WASHINGTON (CNN) -- President Bush announced Wednesday night he has ordered the coalition attack on Iraq to begin.

"American and coalition forces are in the early stages of military operations to disarm Iraq, to free its people and to defend the world from grave danger," Bush said.

He said the first strikes were against "selected targets of military importance," including what Pentagon officials said was a "decapitation attack" early Thursday morning to take out Iraqi President Saddam Hussein.

Administration sources said the decision to strike came after a nearly four-hour meeting in the Oval Office in which CIA Director George Tenet and Pentagon officials told Bush that they could lose the "target of opportunity" if they didn't act quick; Bush then gave the green light.

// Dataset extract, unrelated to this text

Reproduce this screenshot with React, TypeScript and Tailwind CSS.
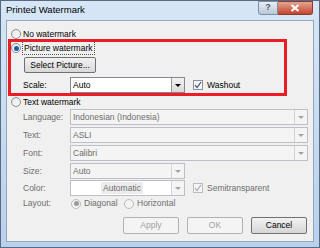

Whether the mission succeeded is not known. Pentagon officials said it is very difficult to successfully target a single person on the ground in such a bombing.

Two dozen cruise missiles were fired from U.S. warships in the Red Sea and Persian Gulf, military officials said. F117 stealth fighters, which carry two missiles apiece, also were involved in the attack.

Air raid sirens were heard in Baghdad at about 5:30 a.m. Thursday (9:30 p.m. Wednesday ET) about 90 minutes after the U.S. deadline for Saddam to step down or face a U.S.-led military attack.

In his four-minute announcement from the Oval Office, Bush said the military campaign, supported by 35 nations, would make efforts to spare Iraqi civilians. But he made it clear the U.S. military planned to use its full might in the war.

"This will not be a campaign of half measures, and we will accept no outcome except victory," he said.

The president's address came at 10:15 p.m., about two hours and 15 minutes after the expiration of the deadline.

The United States and Britain have massed nearly 300,000 troops in the Persian Gulf region.

Earlier, Adm. Timothy Keating, commander of the U.S. 5th Fleet, said allied forces were prepared to carry out an "unprecedented" campaign: "If we go, the plans we have are unlike anything anyone has ever seen before."